— Required task —
Go through the data below. Pull out every line that has the word "index".

Start of Stored data

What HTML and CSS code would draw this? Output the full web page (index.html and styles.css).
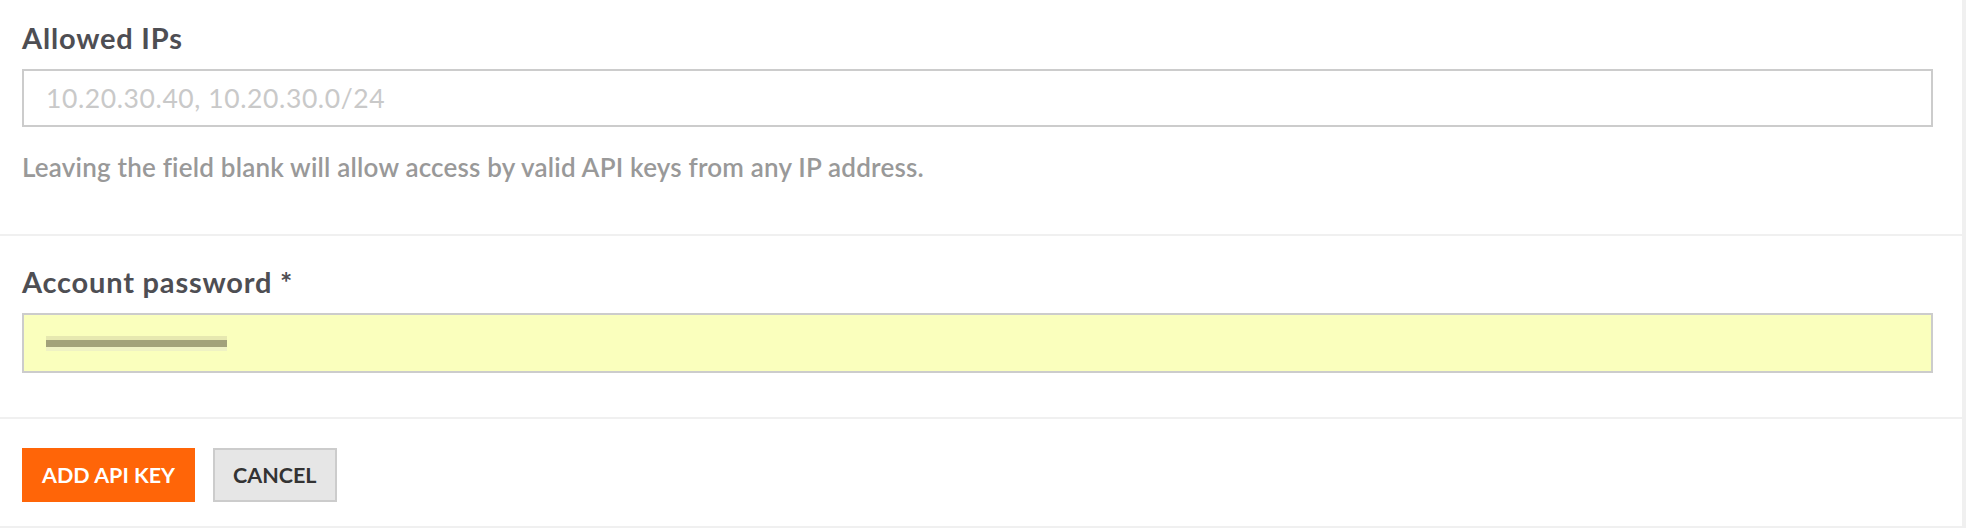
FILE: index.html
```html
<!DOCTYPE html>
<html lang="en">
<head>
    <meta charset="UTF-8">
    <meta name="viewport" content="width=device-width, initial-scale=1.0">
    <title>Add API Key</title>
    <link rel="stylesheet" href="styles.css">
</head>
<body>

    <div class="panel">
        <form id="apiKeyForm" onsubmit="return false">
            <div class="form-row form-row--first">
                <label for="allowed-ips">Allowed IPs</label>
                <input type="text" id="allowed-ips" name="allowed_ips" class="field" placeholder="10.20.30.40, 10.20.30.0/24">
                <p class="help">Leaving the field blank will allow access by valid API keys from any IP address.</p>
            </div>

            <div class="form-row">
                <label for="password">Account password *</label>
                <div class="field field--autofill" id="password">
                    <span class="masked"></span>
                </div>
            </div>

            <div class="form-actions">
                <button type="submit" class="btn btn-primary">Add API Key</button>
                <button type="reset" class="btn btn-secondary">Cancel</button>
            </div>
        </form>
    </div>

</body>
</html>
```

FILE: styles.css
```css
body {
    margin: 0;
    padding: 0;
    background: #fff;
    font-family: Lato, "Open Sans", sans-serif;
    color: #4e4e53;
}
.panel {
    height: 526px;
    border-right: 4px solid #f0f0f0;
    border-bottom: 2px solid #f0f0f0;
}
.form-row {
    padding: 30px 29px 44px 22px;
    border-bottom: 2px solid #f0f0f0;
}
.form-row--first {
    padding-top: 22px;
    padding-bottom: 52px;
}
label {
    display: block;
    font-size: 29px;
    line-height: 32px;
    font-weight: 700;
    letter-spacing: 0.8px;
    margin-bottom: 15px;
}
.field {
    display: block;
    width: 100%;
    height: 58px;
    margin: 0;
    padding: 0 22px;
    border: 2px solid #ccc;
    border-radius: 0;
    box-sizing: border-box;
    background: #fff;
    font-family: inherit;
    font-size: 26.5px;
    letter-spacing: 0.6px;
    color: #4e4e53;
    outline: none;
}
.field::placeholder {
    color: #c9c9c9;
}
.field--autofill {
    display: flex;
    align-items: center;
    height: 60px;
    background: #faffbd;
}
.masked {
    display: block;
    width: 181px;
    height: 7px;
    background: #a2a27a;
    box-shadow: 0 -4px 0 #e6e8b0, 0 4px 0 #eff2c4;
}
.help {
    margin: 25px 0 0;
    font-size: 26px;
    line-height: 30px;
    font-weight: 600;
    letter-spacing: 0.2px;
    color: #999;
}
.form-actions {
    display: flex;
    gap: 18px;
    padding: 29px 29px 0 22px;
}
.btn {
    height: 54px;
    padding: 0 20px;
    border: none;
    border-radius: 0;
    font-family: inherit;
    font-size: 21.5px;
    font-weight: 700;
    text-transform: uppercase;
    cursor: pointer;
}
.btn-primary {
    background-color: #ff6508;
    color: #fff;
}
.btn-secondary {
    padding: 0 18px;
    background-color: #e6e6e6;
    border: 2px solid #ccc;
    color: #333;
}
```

End of Stored data

— Finished exercise —
What HTML and CSS code would draw this? Output the full web page (index.html and styles.css).
FILE: index.html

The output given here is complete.